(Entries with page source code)

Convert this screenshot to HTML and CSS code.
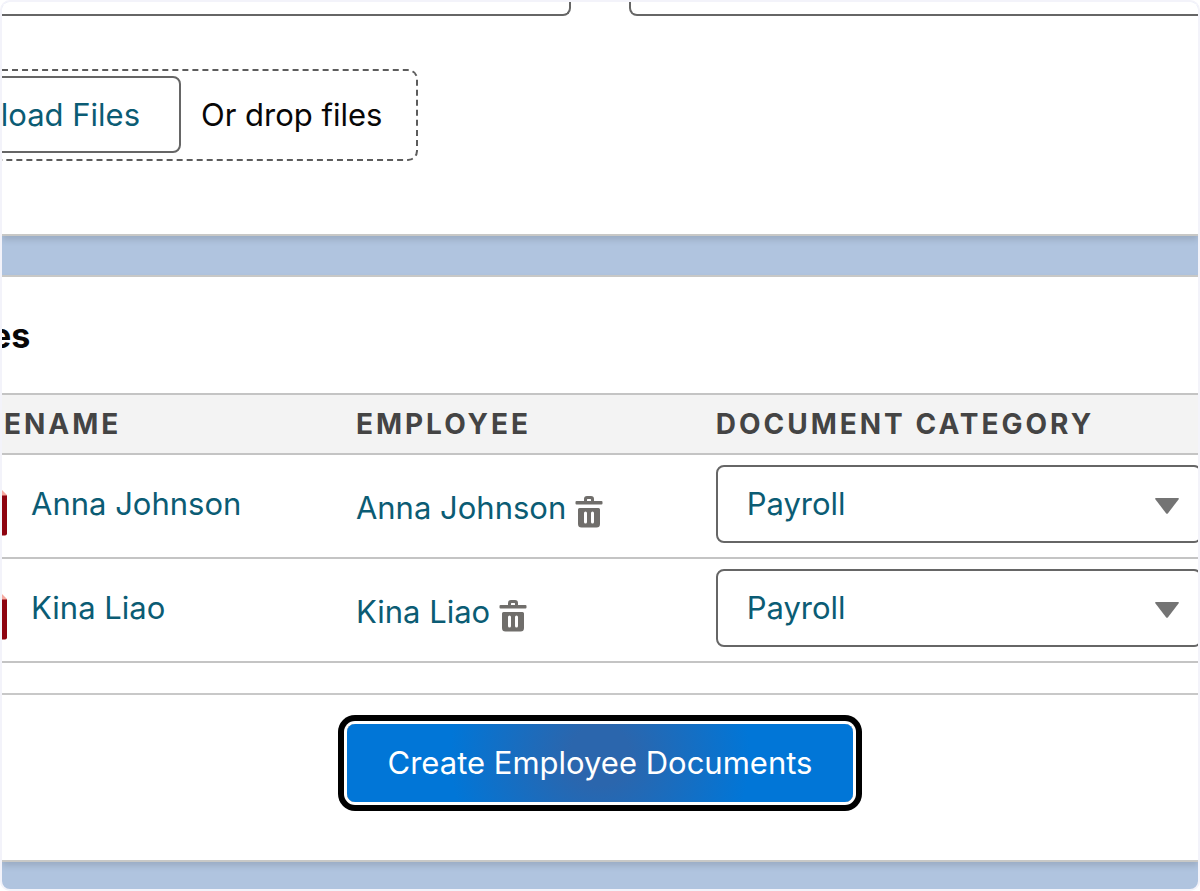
FILE: index.html
```html
<!DOCTYPE html>
<html lang="en">
<head>
    <meta charset="utf-8">
    <title>Create Employee Documents</title>
    <link rel="stylesheet" href="styles.css">
</head>
<body>
    <main class="frame">
        <section class="card upload-card">
            <div class="fields">
                <input class="field" type="text" aria-label="Employee">
                <input class="field" type="text" aria-label="Document type">
            </div>
            <div class="dropzone">
                <button class="upload-btn" type="button">load Files</button>
                <span class="drop-text">Or drop files</span>
            </div>
        </section>

        <section class="card files-card">
            <h2 class="card-title">es</h2>
            <table class="files">
                <thead>
                    <tr>
                        <th class="col-file">ENAME</th>
                        <th class="col-employee">EMPLOYEE</th>
                        <th>DOCUMENT CATEGORY</th>
                    </tr>
                </thead>
                <tbody>
                    <tr>
                        <td class="file-cell">
                            <div class="file">
                                <svg class="pdf-icon" width="5" height="46" viewBox="0 0 5 46"><path d="M0 0L5 5V6H0z" fill="#f5a9a0"/><path d="M0 5.500H5V43.500Q5 45.500 3 45.500H0z" fill="#8e030f"/></svg>
                                <a href="#">Anna Johnson</a>
                            </div>
                        </td>
                        <td>
                            <div class="employee">
                                <a href="#">Anna Johnson</a>
                                <button class="delete-btn" type="button" aria-label="Remove Anna Johnson">
                                    <svg width="28" height="32" viewBox="0 0 28 32" fill="#706e6b"><path fill-rule="evenodd" d="M1.500 5H9V3Q9 0 12 0H16Q19 0 19 3V5H26.500Q27.500 5 27.500 6V7.500Q27.500 8.500 26.500 8.500H1.500Q.5 8.500 .5 7.500V6Q.5 5 1.500 5zM12 5H16V3.500Q16 3 15.500 3H12.500Q12 3 12 3.500z"/><path fill-rule="evenodd" d="M4.500 12H23.500Q25 12 25 13.500V28Q25 31.500 21.500 31.500H6.500Q3 31.500 3 28V13.500Q3 12 4.500 12zM9 17V26Q9 27.500 10.500 27.500T12 26V17Q12 15.500 10.500 15.500T9 17zM16 17V26Q16 27.500 17.500 27.500T19 26V17Q19 15.500 17.500 15.500T16 17z"/></svg>
                                </button>
                            </div>
                        </td>
                        <td class="category-cell">
                            <div class="category">
                                <select aria-label="Document category for Anna Johnson">
                                    <option>Payroll</option>
                                </select>
                                <svg class="arrow" width="24" height="16" viewBox="0 0 24 16"><path d="M1 0H23Q24.500 0 23.500 1.500L13 15.200Q12 16.200 11 15.200L.5 1.500Q-.5 0 1 0z" fill="#747474"/></svg>
                            </div>
                        </td>
                    </tr>
                    <tr>
                        <td class="file-cell">
                            <div class="file">
                                <svg class="pdf-icon" width="5" height="46" viewBox="0 0 5 46"><path d="M0 0L5 5V6H0z" fill="#f5a9a0"/><path d="M0 5.500H5V43.500Q5 45.500 3 45.500H0z" fill="#8e030f"/></svg>
                                <a href="#">Kina Liao</a>
                            </div>
                        </td>
                        <td>
                            <div class="employee">
                                <a href="#">Kina Liao</a>
                                <button class="delete-btn" type="button" aria-label="Remove Kina Liao">
                                    <svg width="28" height="32" viewBox="0 0 28 32" fill="#706e6b"><path fill-rule="evenodd" d="M1.500 5H9V3Q9 0 12 0H16Q19 0 19 3V5H26.500Q27.500 5 27.500 6V7.500Q27.500 8.500 26.500 8.500H1.500Q.5 8.500 .5 7.500V6Q.5 5 1.500 5zM12 5H16V3.500Q16 3 15.500 3H12.500Q12 3 12 3.500z"/><path fill-rule="evenodd" d="M4.500 12H23.500Q25 12 25 13.500V28Q25 31.500 21.500 31.500H6.500Q3 31.500 3 28V13.500Q3 12 4.500 12zM9 17V26Q9 27.500 10.500 27.500T12 26V17Q12 15.500 10.500 15.500T9 17zM16 17V26Q16 27.500 17.500 27.500T19 26V17Q19 15.500 17.500 15.500T16 17z"/></svg>
                                </button>
                            </div>
                        </td>
                        <td class="category-cell">
                            <div class="category">
                                <select aria-label="Document category for Kina Liao">
                                    <option>Payroll</option>
                                </select>
                                <svg class="arrow" width="24" height="16" viewBox="0 0 24 16"><path d="M1 0H23Q24.500 0 23.500 1.500L13 15.200Q12 16.200 11 15.200L.5 1.500Q-.5 0 1 0z" fill="#747474"/></svg>
                            </div>
                        </td>
                    </tr>
                </tbody>
            </table>
            <div class="card-footer">
                <button class="create-btn" type="button">Create Employee Documents</button>
            </div>
        </section>
    </main>
</body>
</html>
```
FILE: styles.css
```css
* {
    box-sizing: border-box;
}
body {
    margin: 0;
    background: #fff;
    font-family: Inter, "Liberation Sans", sans-serif;
    font-size: 31px;
    line-height: 40px;
    color: #080707;
}
button, input, select {
    font: inherit;
}
a {
    color: #0b5c74;
    text-decoration: none;
}
.frame {
    min-height: 100vh;
    border: 2px solid #f3f3fa;
    border-radius: 10px;
    background: #b0c4df;
    overflow: hidden;
}
.card {
    background: #fff;
    border-bottom: 2px solid #c8c8c6;
    box-shadow: 0 4px 6px rgba(0, 0, 0, 0.12);
}

/* upload */
.upload-card {
    padding-bottom: 73px;
}
.fields {
    display: grid;
    grid-template-columns: 1fr 1fr;
    gap: 58px;
    margin: 0 -10px;
}
.field {
    height: 14px;
    border: 2px solid #666;
    border-top: none;
    border-radius: 0 0 8px 8px;
    background: #fff;
}
.dropzone {
    display: flex;
    align-items: center;
    gap: 20px;
    width: fit-content;
    margin: 53px 0 0 -10px;
    padding: 5px 34px 6px 0;
    border: 2px dashed #5c5c5c;
    border-radius: 10px;
}
.upload-btn {
    height: 77px;
    padding: 0 39px 0 2px;
    border: 2px solid #666;
    border-radius: 8px;
    background: #fff;
    color: #0b5c74;
    text-align: right;
    min-width: 187px;
}

/* files */
.files-card {
    margin-top: 39px;
    border-top: 2px solid #c8c8c6;
}
.card-title {
    margin: 0 0 0 -11px;
    padding: 39px 0 37px;
    font-size: 34px;
    font-weight: 700;
}
.files {
    width: 100%;
    table-layout: fixed;
    border-spacing: 0;
    border-top: 2px solid #c4c4c4;
}
.files th {
    height: 60px;
    padding: 0 0 0 20px;
    border-bottom: 2px solid #c4c4c4;
    background: #f3f3f3;
    color: #444;
    font-size: 28px;
    font-weight: 700;
    letter-spacing: 3px;
    text-align: left;
    white-space: nowrap;
}
.files td {
    height: 104px;
    padding: 0 0 0 19px;
    border-bottom: 2px solid #c4c4c4;
}
.files .col-file {
    width: 28%;
    padding-left: 2px;
}
.files .col-employee {
    width: 30%;
    padding-left: 19px;
}
.files .file-cell {
    padding-left: 0;
}
.file {
    display: flex;
    gap: 24px;
    padding-bottom: 4px;
}
.pdf-icon {
    margin: 6px 0 -12px;
    flex: none;
}
.employee {
    display: flex;
    align-items: center;
    gap: 9px;
    padding-top: 4px;
}
.delete-btn {
    display: flex;
    padding: 8px 0 0;
    border: none;
    background: none;
}
.files .category-cell {
    padding-left: 20px;
}
.category {
    display: grid;
    align-items: center;
    margin-right: -4px;
    padding-bottom: 4px;
}
.category select {
    grid-area: 1 / 1;
    width: 100%;
    height: 78px;
    padding: 0 29px;
    border: 2px solid #666;
    border-radius: 8px;
    background: #fff;
    color: #0b5c74;
    appearance: none;
}
.arrow {
    grid-area: 1 / 1;
    justify-self: end;
    margin: 4px 23px 0 0;
    pointer-events: none;
}

.card-footer {
    display: flex;
    justify-content: center;
    margin-top: 30px;
    padding: 29px 0 58px;
    border-top: 2px solid #c8c8c8;
}
.create-btn {
    height: 78px;
    padding: 0 41px;
    border: none;
    border-radius: 8px;
    background: radial-gradient(circle at 50% 40%, #2b66ad 0, #2b66ad 30px, #0176d7 150px);
    box-shadow: 0 0 0 3px #fff, 0 0 0 9px #000;
    color: #fff;
}
```
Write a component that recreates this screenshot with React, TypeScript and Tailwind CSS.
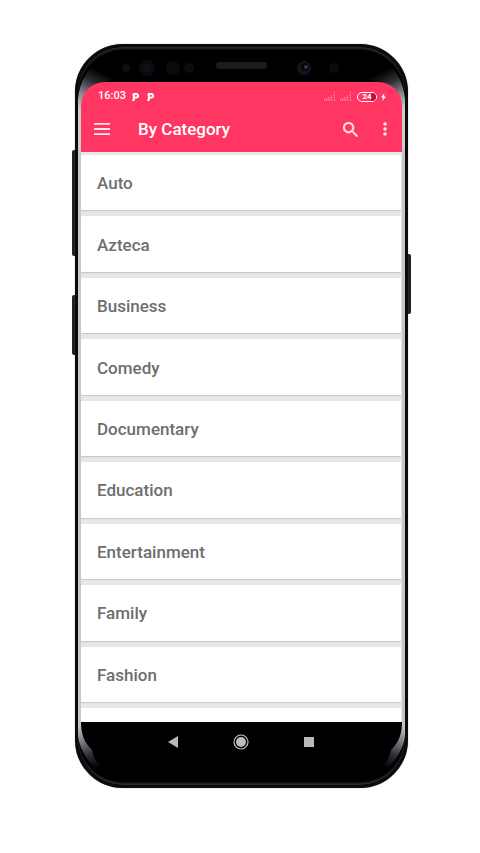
import React from 'react';

const categories = [
  'Auto',
  'Azteca',
  'Business',
  'Comedy',
  'Documentary',
  'Education',
  'Entertainment',
  'Family',
  'Fashion',
];

const PandoraIcon = () => (
  <svg viewBox="0 0 8 9" className="w-[7px] h-2" fill="#fff" fillRule="evenodd" aria-hidden="true">
    <path d="M1 0H5A3 3 0 0 1 5 6.2H3.4L2.8 9H.2L1.3 3.6H.4ZM3.7 2.1L3.3 4.1H4.7A1 1 0 0 0 4.7 2.1Z" />
  </svg>
);

const SignalIcon = () => (
  <svg viewBox="0 0 12 9" className="w-3 h-[9px]" fill="#fff" aria-hidden="true">
    <path d="M0 7h1.2v2H0zM2.2 6h1.2v3H2.2zM4.4 5h1.2v4H4.4z" opacity=".4" />
    <path d="M6.8 3h1.2v6H6.8z" opacity=".3" />
    <path d="M9.6 0h1.4v1H9.6zM9.6 2h1.4v1.6H9.6zM9.6 4.6h1.4v1.6H9.6zM9.6 7.2h1.4V9H9.6z" opacity=".4" />
  </svg>
);

// Reflection on the curved glass, one per upper corner
const TopGlare = ({ id, className }: { id: string; className: string }) => (
  <svg viewBox="0 0 50 106" className={`absolute top-0 w-[50px] h-[106px] ${className}`} aria-hidden="true">
    <defs>
      <linearGradient id={id} x1="22" y1="24" x2="2" y2="62" gradientUnits="userSpaceOnUse">
        <stop offset="0" stopColor="#000" />
        <stop offset=".3" stopColor="#2b2c31" />
        <stop offset=".65" stopColor="#85858b" />
        <stop offset="1" stopColor="#cccccc" />
      </linearGradient>
    </defs>
    <path d="M0 106V52C2 34 9 22 22 13L44 30C26 34 14 40 8 58L3 106Z" fill={`url(#${id})`} />
  </svg>
);

const BottomGlare = ({ id, className }: { id: string; className: string }) => (
  <svg viewBox="0 0 40 63" className={`absolute bottom-0 w-10 h-[63px] ${className}`} aria-hidden="true">
    <defs>
      <linearGradient id={id} x1="2" y1="4" x2="20" y2="46" gradientUnits="userSpaceOnUse">
        <stop offset="0" stopColor="#c4c4c6" />
        <stop offset=".35" stopColor="#77777e" />
        <stop offset=".65" stopColor="#30313b" />
        <stop offset="1" stopColor="#000" />
      </linearGradient>
    </defs>
    <path d="M0 0H3C3 12 6 20 14 28C16 38 22 46 32 54C16 48 3 34 0 14Z" fill={`url(#${id})`} />
  </svg>
);

const Sensors = () => (
  <div className="relative h-[35px] shrink-0" aria-hidden="true">
    <svg viewBox="0 0 327 35" className="w-full h-full">
      <circle cx="48" cy="21" r="4" fill="#0d0d12" />
      <circle cx="69" cy="21" r="8" fill="#0a0a10" />
      <circle cx="69" cy="21" r="4" fill="#0f0f18" />
      <circle cx="95" cy="21" r="7" fill="#0a0a0f" />
      <circle cx="111" cy="21" r="5" fill="#0c0c10" />
      <rect x="138" y="15" width="51" height="7" rx="3" fill="#1b1b1b" />
      <circle cx="226" cy="21" r="7" fill="#15151d" />
      <circle cx="227" cy="20" r="4" fill="#05050c" />
      <circle cx="228" cy="20" r="2" fill="#35354f" />
      <circle cx="256" cy="21" r="5" fill="#0c0c10" />
    </svg>
  </div>
);

const StatusBar = () => (
  <div className="flex items-center h-7 pt-px pl-[17px] pr-4 text-[11px] font-medium">
    <span>16:03</span>
    <span className="flex gap-2 ml-[6px]">
      <PandoraIcon />
      <PandoraIcon />
    </span>
    <span className="flex items-center gap-1 ml-auto">
      <SignalIcon />
      <SignalIcon />
      <span className="relative flex items-center justify-center w-5 h-[10px] ml-px rounded-full border border-white overflow-hidden text-[8px] leading-none font-bold">
        <span className="absolute inset-y-0 right-0 w-[5px] bg-[#b3123c]"></span>
        <span className="relative">24</span>
      </span>
      <svg viewBox="0 0 5 8" className="w-[5px] h-2" fill="#fff" aria-hidden="true">
        <path d="M3.4 0L0 4.5H2L1.5 8L5 3.4H2.9Z" />
      </svg>
    </span>
  </div>
);

const Toolbar = () => (
  <div className="flex items-center h-[42px] pl-3 pr-2 pb-1">
    <button type="button" aria-label="Open menu" className="w-[18px] h-6 flex items-center justify-center">
      <svg viewBox="0 0 16 12" className="w-4 h-3" fill="#ffe9ee">
        <path d="M0 0h16v1.8H0zM0 5.1h16v1.8H0zM0 10.2h16V12H0z" />
      </svg>
    </button>
    <h1 className="ml-[27px] text-[17px] leading-6 font-medium">By Category</h1>
    <button type="button" aria-label="Search" className="ml-auto w-6 h-6 flex items-center justify-center">
      <svg viewBox="3 3 17.5 17.5" className="w-[15px] h-[15px]" fill="#ffe9ee" stroke="#ffe9ee" strokeWidth=".4">
        <path d="M15.5 14h-.79l-.28-.27A6.47 6.47 0 0 0 16 9.5 6.5 6.5 0 1 0 9.5 16c1.61 0 3.09-.59 4.23-1.57l.27.28v.79l5 4.99L20.49 19l-4.99-5zm-6 0C7.01 14 5 11.99 5 9.5S7.01 5 9.5 5 14 7.01 14 9.5 11.99 14 9.5 14z" />
      </svg>
    </button>
    <button type="button" aria-label="More options" className="ml-[14px] w-[18px] h-6 flex items-center justify-center">
      <svg viewBox="0 0 4 14" className="w-1 h-[14px]" fill="#ffe9ee">
        <circle cx="2" cy="2" r="1.8" />
        <circle cx="2" cy="7" r="1.8" />
        <circle cx="2" cy="12" r="1.8" />
      </svg>
    </button>
  </div>
);

const CategoryList = () => (
  <ul className="flex-1 flex flex-col gap-[6px] pt-[3px] bg-[#e5e7ea]">
    {categories.map((name) => (
      <li key={name} className="flex-1 flex">
        <button
          type="button"
          className="flex-1 flex items-center px-4 pt-px mr-px bg-white rounded-[1px] shadow-[0_1px_1px_#c3c8cc] text-left text-[17px] leading-6 font-medium text-[#6e6e6e]"
        >
          {name}
        </button>
      </li>
    ))}
    <li className="h-[14px] mr-px bg-white"></li>
  </ul>
);

const NavBar = () => (
  <nav className="flex justify-center h-[63px] pt-3 pr-[2px] gap-[52px] shrink-0">
    <button type="button" aria-label="Back" className="w-4 h-4 flex items-center justify-center">
      <svg viewBox="0 0 10 12" className="w-[10px] h-3" fill="#b9b9b9">
        <path d="M10 0V12L0 6Z" />
      </svg>
    </button>
    <button type="button" aria-label="Home" className="w-4 h-4">
      <svg viewBox="0 0 16 16" className="w-4 h-4">
        <circle cx="8" cy="8" r="7" fill="none" stroke="#c4c4c4" strokeWidth="1.2" />
        <circle cx="8" cy="8" r="5" fill="#bdbdbd" />
      </svg>
    </button>
    <button type="button" aria-label="Recent apps" className="w-4 h-4 flex items-center justify-center">
      <span className="w-[10px] h-[10px] bg-[#b9b9b9]"></span>
    </button>
  </nav>
);

const App = () => {
  return (
    <div className="min-h-screen flex flex-col bg-white pt-11 pb-[65px] pl-[75px] pr-[72px] font-['Roboto','Liberation_Sans',sans-serif]">
      <div className="relative flex-1 flex flex-col">
        {/* Side keys */}
        <div className="absolute -left-[3px] top-[106px] w-[6px] h-[106px] rounded-[2px] bg-[#222]"></div>
        <div className="absolute -left-[3px] top-[251px] w-[6px] h-[60px] rounded-[2px] bg-[#222]"></div>
        <div className="absolute -right-[3px] top-[210px] w-[6px] h-[60px] rounded-[2px] bg-[#222]"></div>

        <div className="relative flex-1 flex flex-col rounded-[48px] bg-black border-[3px] border-[#0b0b0b] shadow-[inset_0_2px_2px_#2c2c2c,inset_0_-2px_2px_#303030,0_0_1px_#555] overflow-hidden">
          <TopGlare id="glare-tl" className="left-0" />
          <TopGlare id="glare-tr" className="right-0 -scale-x-100" />
          <BottomGlare id="glare-bl" className="left-0" />
          <BottomGlare id="glare-br" className="right-0 -scale-x-100" />
          <div className="absolute left-0 top-[100px] bottom-[63px] w-[3px] bg-[#c8c8c8]"></div>
          <div className="absolute right-0 top-[100px] bottom-[63px] w-[3px] bg-[#c3c6c8]"></div>

          <Sensors />
          <main className="relative flex-1 flex flex-col mx-[3px]">
            <header className="rounded-t-[24px] bg-[#ff3562] text-white">
              <StatusBar />
              <Toolbar />
            </header>
            <CategoryList />
          </main>
          <NavBar />
        </div>
      </div>
    </div>
  );
};

export default App;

■ AIM
List all lines holding the string "this".

■ COMPLETE OUTPUT
Convert this screenshot to HTML and CSS code.
Write a component that recreates this screenshot with React, TypeScript and Tailwind CSS.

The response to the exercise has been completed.